▶ **To be done**
Using the records that follow, reproduce exactly the lines starting at the line containing "What React, TypeScript" and ending at the line containing "Sun, Footprints, Moon". Include both end lines and no pictures.

▶ **Stored data**
begin

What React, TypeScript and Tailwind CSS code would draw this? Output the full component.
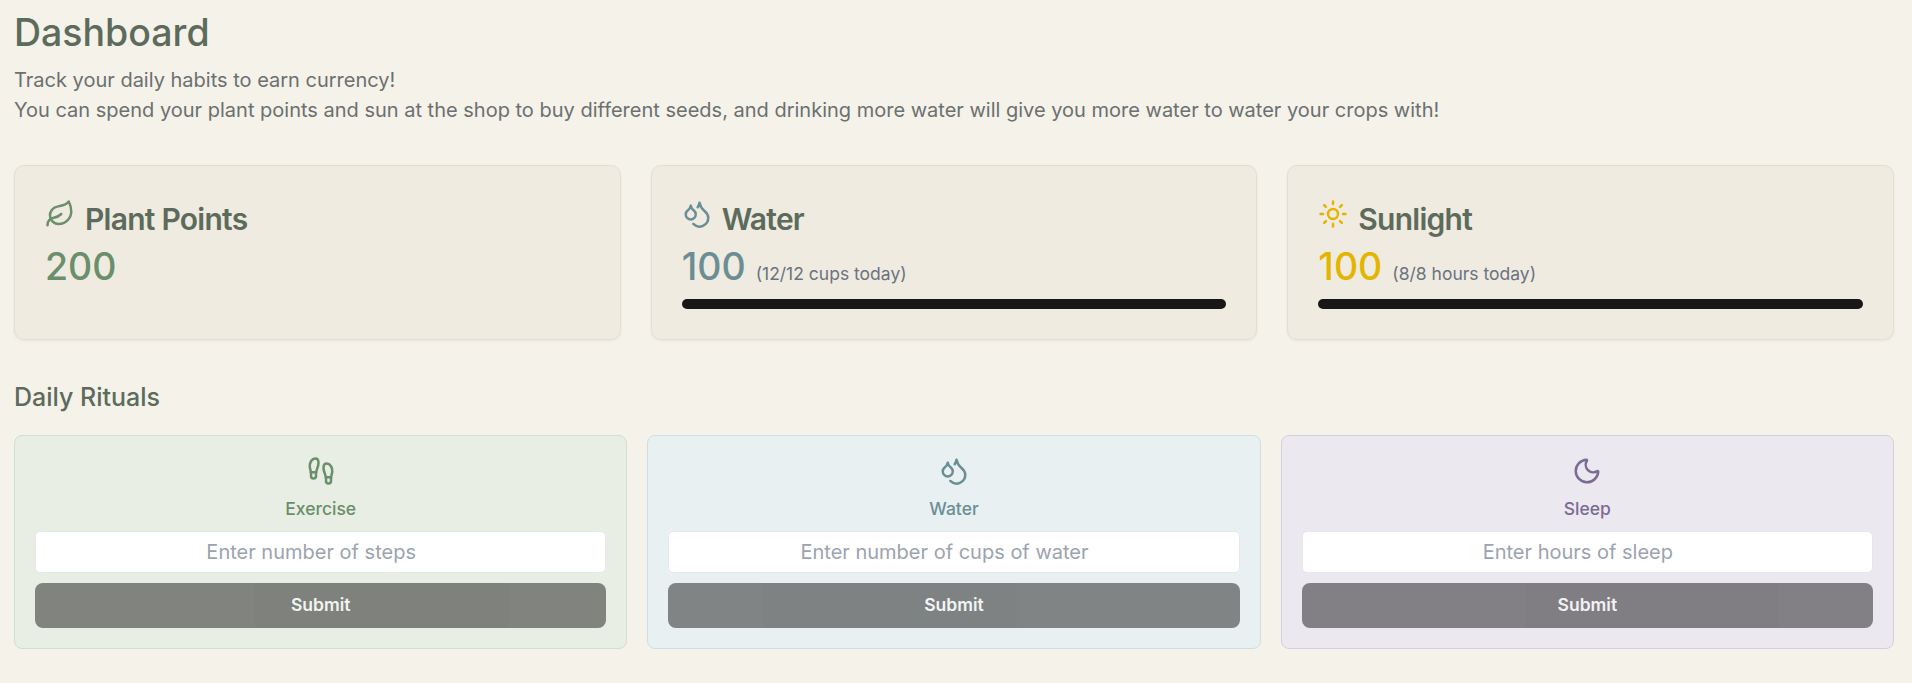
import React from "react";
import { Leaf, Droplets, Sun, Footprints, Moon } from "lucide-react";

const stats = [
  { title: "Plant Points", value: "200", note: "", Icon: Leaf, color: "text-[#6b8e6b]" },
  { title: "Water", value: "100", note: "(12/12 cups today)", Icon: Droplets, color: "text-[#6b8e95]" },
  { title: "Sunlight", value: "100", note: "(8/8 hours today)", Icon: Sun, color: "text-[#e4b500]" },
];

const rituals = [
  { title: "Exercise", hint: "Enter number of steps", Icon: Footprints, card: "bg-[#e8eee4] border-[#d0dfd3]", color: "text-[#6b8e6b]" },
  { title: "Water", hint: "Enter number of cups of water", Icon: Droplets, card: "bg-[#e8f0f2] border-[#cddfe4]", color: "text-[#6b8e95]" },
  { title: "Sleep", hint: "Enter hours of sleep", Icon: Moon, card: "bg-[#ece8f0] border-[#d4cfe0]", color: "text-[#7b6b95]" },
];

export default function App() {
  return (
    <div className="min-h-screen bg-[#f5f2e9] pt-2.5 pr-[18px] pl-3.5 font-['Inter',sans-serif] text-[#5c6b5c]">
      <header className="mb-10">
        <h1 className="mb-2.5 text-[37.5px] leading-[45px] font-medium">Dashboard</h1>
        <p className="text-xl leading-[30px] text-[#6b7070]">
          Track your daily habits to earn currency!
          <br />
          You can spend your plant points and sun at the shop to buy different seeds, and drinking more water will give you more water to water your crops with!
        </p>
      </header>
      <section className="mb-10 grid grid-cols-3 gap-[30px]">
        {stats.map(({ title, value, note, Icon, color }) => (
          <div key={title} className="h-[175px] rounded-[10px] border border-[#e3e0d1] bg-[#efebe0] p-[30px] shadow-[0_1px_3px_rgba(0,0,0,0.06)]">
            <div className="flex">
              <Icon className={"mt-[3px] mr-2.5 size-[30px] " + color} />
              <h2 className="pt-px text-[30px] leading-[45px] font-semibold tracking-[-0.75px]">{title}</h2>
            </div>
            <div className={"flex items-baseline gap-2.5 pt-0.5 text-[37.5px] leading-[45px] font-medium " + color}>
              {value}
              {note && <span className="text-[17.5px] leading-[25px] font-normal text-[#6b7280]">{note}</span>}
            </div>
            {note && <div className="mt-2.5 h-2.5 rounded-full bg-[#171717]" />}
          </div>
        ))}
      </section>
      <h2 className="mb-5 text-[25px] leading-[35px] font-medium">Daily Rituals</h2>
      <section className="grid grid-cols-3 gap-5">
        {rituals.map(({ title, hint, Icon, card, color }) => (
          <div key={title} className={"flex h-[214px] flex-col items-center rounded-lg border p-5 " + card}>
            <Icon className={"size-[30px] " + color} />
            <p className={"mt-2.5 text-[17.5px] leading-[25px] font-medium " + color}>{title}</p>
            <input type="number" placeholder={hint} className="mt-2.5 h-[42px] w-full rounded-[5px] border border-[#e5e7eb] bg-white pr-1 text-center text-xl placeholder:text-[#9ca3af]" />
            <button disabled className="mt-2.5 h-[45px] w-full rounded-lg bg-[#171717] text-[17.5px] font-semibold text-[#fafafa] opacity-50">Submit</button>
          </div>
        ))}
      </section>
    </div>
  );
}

end
begin

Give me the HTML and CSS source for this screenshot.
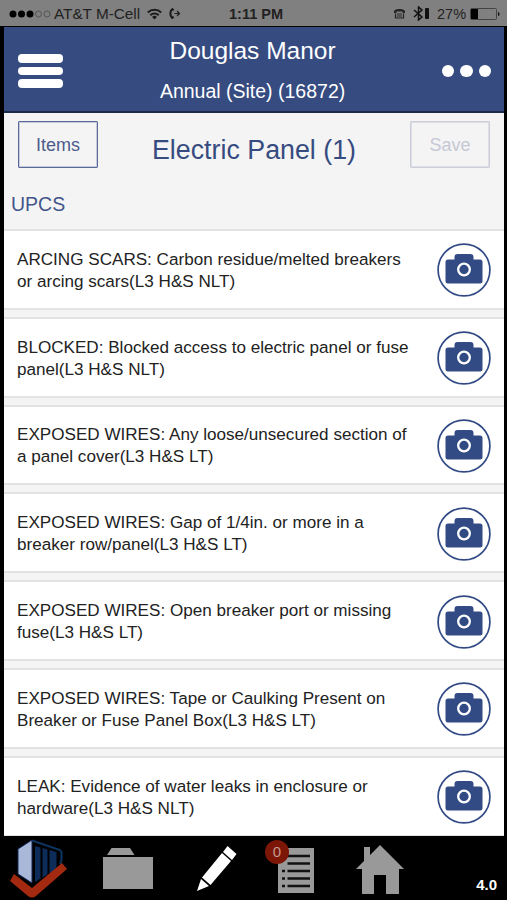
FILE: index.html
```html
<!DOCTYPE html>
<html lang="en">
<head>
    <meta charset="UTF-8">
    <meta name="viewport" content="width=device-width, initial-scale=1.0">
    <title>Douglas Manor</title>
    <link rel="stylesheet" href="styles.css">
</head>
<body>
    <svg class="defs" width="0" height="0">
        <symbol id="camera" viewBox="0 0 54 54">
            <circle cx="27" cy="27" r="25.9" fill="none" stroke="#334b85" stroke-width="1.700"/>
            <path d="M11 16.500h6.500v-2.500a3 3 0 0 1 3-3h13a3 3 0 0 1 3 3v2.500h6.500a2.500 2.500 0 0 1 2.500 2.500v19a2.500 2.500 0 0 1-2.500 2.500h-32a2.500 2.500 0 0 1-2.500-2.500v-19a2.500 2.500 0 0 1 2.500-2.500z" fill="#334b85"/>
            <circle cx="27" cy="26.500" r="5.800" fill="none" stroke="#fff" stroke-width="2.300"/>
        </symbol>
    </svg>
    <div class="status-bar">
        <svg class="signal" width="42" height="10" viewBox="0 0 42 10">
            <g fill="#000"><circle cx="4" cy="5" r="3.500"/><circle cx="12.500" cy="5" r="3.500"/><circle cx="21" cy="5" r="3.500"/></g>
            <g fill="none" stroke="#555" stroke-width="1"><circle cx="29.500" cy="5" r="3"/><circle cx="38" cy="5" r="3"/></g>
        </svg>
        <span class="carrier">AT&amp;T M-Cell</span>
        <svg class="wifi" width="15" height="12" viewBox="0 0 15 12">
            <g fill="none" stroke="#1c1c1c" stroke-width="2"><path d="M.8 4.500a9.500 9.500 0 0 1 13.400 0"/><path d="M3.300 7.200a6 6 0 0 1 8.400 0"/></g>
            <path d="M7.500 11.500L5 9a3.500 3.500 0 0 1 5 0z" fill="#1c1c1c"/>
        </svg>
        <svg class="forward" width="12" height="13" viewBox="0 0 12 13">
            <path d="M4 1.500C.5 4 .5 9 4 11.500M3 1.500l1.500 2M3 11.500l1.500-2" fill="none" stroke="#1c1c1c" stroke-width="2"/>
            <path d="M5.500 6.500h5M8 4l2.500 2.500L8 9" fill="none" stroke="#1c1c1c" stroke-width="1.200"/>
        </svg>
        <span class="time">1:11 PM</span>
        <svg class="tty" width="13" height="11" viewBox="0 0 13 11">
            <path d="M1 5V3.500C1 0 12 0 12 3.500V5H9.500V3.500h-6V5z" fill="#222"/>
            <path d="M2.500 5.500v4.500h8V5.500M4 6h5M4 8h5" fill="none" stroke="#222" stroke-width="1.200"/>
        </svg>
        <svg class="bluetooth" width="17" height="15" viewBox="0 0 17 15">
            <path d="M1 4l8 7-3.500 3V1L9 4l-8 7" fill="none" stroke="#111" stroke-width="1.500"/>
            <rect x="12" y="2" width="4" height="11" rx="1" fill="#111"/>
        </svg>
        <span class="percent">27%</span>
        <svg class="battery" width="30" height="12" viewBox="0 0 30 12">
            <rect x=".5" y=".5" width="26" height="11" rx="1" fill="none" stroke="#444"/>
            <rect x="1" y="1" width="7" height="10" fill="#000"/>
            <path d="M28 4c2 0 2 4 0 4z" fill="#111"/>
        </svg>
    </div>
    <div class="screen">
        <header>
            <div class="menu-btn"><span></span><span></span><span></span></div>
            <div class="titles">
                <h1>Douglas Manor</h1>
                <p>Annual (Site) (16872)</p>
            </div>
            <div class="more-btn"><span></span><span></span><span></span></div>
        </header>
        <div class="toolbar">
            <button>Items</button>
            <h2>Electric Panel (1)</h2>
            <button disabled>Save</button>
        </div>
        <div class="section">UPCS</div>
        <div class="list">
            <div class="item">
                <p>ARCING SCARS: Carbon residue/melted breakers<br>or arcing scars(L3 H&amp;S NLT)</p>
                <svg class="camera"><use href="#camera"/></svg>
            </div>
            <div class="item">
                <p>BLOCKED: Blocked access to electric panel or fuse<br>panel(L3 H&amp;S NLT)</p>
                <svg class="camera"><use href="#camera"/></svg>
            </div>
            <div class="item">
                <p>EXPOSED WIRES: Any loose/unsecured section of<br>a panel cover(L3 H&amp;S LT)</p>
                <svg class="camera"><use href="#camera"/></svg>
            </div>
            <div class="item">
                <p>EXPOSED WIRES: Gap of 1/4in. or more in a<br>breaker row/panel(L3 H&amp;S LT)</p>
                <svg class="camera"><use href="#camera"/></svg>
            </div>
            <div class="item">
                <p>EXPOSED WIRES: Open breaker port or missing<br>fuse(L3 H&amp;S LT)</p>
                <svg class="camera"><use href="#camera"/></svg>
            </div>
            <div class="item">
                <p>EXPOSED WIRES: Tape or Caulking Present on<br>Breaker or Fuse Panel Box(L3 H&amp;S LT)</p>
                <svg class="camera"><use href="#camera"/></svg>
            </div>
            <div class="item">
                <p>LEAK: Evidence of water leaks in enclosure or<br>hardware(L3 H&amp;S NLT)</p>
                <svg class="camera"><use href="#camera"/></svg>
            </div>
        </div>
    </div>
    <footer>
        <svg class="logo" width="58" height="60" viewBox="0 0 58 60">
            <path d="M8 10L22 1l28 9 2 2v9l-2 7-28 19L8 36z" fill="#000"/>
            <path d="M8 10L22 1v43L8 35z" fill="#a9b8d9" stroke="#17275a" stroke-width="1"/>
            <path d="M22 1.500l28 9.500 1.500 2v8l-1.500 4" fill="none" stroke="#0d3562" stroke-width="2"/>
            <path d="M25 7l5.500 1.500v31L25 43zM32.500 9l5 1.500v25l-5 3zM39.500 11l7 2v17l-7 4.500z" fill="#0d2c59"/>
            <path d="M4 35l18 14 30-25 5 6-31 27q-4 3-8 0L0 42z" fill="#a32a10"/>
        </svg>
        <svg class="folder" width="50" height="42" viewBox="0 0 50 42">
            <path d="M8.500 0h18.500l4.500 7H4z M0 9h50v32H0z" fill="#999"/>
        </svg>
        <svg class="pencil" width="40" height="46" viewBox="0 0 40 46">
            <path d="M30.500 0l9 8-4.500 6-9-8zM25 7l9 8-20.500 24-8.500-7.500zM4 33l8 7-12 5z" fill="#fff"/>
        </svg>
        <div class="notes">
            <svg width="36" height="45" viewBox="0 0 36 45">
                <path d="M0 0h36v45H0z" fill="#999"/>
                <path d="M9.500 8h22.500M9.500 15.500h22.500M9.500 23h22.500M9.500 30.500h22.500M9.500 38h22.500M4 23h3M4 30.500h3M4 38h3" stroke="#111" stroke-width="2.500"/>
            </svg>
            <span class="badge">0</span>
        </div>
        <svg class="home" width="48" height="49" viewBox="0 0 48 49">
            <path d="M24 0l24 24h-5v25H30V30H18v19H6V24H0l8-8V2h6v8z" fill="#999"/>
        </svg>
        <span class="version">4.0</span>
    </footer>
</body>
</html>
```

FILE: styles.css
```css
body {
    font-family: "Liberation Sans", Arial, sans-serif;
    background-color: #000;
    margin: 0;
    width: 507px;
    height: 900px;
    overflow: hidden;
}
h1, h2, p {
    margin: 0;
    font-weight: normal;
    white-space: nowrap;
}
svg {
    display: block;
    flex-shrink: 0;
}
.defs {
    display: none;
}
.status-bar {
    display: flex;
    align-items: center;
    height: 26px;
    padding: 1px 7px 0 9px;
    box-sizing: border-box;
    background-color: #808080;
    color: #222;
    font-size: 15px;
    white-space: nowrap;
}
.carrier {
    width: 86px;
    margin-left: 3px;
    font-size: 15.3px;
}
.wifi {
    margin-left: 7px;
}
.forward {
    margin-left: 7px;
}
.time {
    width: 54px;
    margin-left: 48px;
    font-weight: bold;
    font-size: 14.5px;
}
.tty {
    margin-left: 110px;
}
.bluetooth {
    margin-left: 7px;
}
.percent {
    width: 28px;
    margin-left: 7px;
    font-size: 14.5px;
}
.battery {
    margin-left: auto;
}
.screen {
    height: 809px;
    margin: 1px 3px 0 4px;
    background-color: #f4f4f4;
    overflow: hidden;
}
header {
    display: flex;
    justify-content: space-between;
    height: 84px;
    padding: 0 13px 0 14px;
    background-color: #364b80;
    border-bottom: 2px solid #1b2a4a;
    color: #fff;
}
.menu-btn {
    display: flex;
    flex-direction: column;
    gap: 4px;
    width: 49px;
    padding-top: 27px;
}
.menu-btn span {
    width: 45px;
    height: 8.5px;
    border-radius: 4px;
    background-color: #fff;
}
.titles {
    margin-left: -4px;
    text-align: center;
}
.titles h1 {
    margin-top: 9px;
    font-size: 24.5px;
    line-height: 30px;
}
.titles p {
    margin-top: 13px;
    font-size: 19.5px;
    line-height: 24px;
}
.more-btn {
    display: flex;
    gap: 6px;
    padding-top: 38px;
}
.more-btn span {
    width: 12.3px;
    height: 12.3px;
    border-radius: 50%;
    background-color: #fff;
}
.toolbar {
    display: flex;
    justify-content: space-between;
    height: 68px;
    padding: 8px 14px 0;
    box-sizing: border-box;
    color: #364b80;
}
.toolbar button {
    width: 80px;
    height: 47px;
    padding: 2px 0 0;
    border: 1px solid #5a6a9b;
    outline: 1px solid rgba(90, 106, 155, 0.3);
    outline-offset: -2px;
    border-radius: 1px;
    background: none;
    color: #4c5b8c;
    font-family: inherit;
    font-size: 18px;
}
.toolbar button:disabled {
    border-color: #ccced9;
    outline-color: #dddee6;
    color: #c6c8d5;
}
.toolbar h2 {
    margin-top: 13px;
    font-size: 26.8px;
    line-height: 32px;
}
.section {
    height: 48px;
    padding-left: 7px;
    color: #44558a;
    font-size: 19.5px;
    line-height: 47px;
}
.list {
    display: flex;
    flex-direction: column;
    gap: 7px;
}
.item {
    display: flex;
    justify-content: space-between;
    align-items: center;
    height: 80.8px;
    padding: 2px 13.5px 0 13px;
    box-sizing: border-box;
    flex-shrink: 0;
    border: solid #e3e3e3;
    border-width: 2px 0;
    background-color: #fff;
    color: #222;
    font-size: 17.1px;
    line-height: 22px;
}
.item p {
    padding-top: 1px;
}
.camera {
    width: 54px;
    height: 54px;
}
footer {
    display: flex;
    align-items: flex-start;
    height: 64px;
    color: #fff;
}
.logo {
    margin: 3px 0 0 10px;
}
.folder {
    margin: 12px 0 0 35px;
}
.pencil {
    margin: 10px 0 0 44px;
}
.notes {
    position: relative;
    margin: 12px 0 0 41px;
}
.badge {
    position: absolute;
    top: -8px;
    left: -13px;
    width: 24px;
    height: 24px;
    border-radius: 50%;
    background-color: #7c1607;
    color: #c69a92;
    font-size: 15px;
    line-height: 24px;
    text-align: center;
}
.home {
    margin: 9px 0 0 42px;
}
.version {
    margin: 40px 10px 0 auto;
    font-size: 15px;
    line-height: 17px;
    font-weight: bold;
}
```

end
begin

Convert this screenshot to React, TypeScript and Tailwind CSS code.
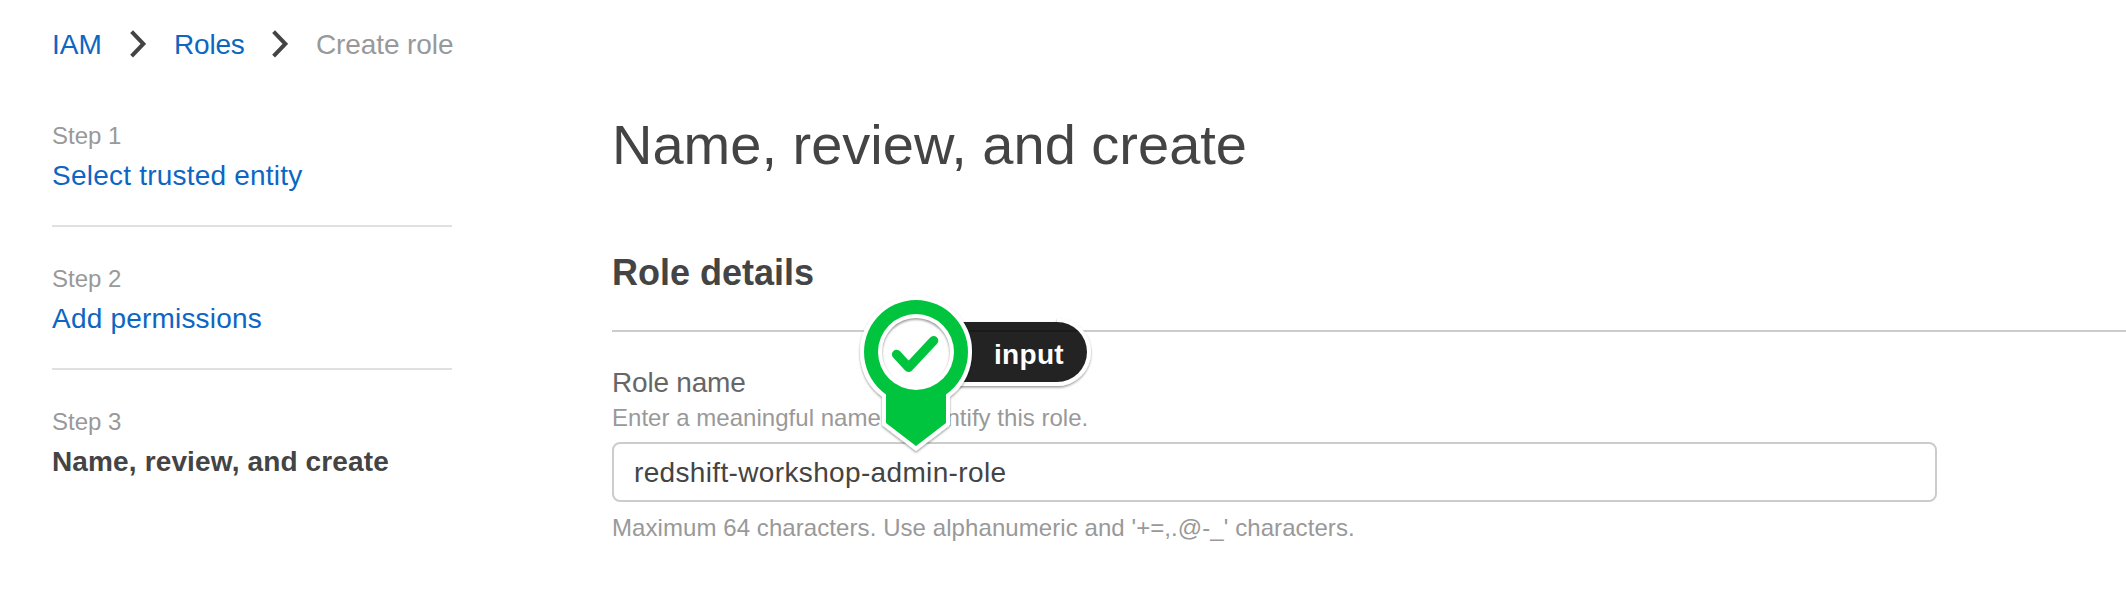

end

▶ **Task output**
What React, TypeScript and Tailwind CSS code would draw this? Output the full component.
import React from "react";
import { Leaf, Droplets, Sun, Footprints, Moon } from "lucide-react";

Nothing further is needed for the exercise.